* TASK STATEMENT *
Your output is the lines from the first one to the one containing "string; price: number;", repeated exactly, with images left out.

• • • • • • •

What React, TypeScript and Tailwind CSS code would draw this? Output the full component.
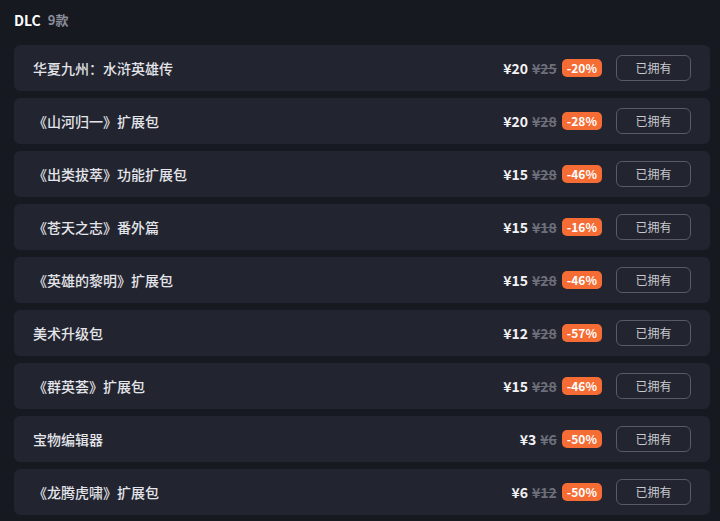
import React from "react";

type Dlc = { name: string; price: number; original: number; off: number };

const items: Dlc[] = [
  { name: "华夏九州：水浒英雄传", price: 20, original: 25, off: 20 },
  { name: "《山河归一》扩展包", price: 20, original: 28, off: 28 },
  { name: "《出类拔萃》功能扩展包", price: 15, original: 28, off: 46 },
  { name: "《苍天之志》番外篇", price: 15, original: 18, off: 16 },
  { name: "《英雄的黎明》扩展包", price: 15, original: 28, off: 46 },
  { name: "美术升级包", price: 12, original: 28, off: 57 },
  { name: "《群英荟》扩展包", price: 15, original: 28, off: 46 },
  { name: "宝物编辑器", price: 3, original: 6, off: 50 },
  { name: "《龙腾虎啸》扩展包", price: 6, original: 12, off: 50 },
];

const font = { fontFamily: '"Noto Sans CJK SC", "Noto Sans", sans-serif' };

function Row({ item }: { item: Dlc }) {
  return (
    <div className="flex h-[46px] items-center rounded-md bg-[#22242f] pl-[19px] pr-[19px]">
      <div className="flex-1 text-[14px] font-medium text-[#e4e5ea]">{item.name}</div>
      <div className="flex items-center">
        <span className="text-[14px] font-bold text-[#f2f2f4]">¥{item.price}</span>
        <span className="ml-[4px] text-[14px] font-bold text-[#6c6f7a] line-through">¥{item.original}</span>
        <span className="ml-[5px] flex h-[18px] items-center rounded-[5px] bg-[#f56c35] px-[5px] text-[12px] font-bold leading-none text-white">
          -{item.off}%
        </span>
        <button className="ml-[14px] flex h-[26px] w-[75px] items-center justify-center rounded-md border border-[#585b66] text-[12px] text-[#c9cad0]">
          已拥有
        </button>
      </div>
    </div>
  );
}

export default function App() {
  return (
    <div className="h-[521px] w-[720px] overflow-hidden bg-[#171921] pl-[14px] pr-[10px]" style={font}>
      <div className="flex h-[39px] items-center gap-[7px] pt-[1px]">
        <span className="text-[14px] font-bold text-white">DLC</span>
        <span className="text-[13px] font-bold text-[#8a8d98]">9款</span>
      </div>
      <div className="mt-[6px] flex flex-col gap-[7px]">
        {items.map((it) => (
          <Row key={it.name} item={it} />
        ))}
      </div>
    </div>
  );
}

• • • • • • •

* TASK RESULT *
What React, TypeScript and Tailwind CSS code would draw this? Output the full component.
import React from "react";

type Dlc = { name: string; price: number; original: number; off: number };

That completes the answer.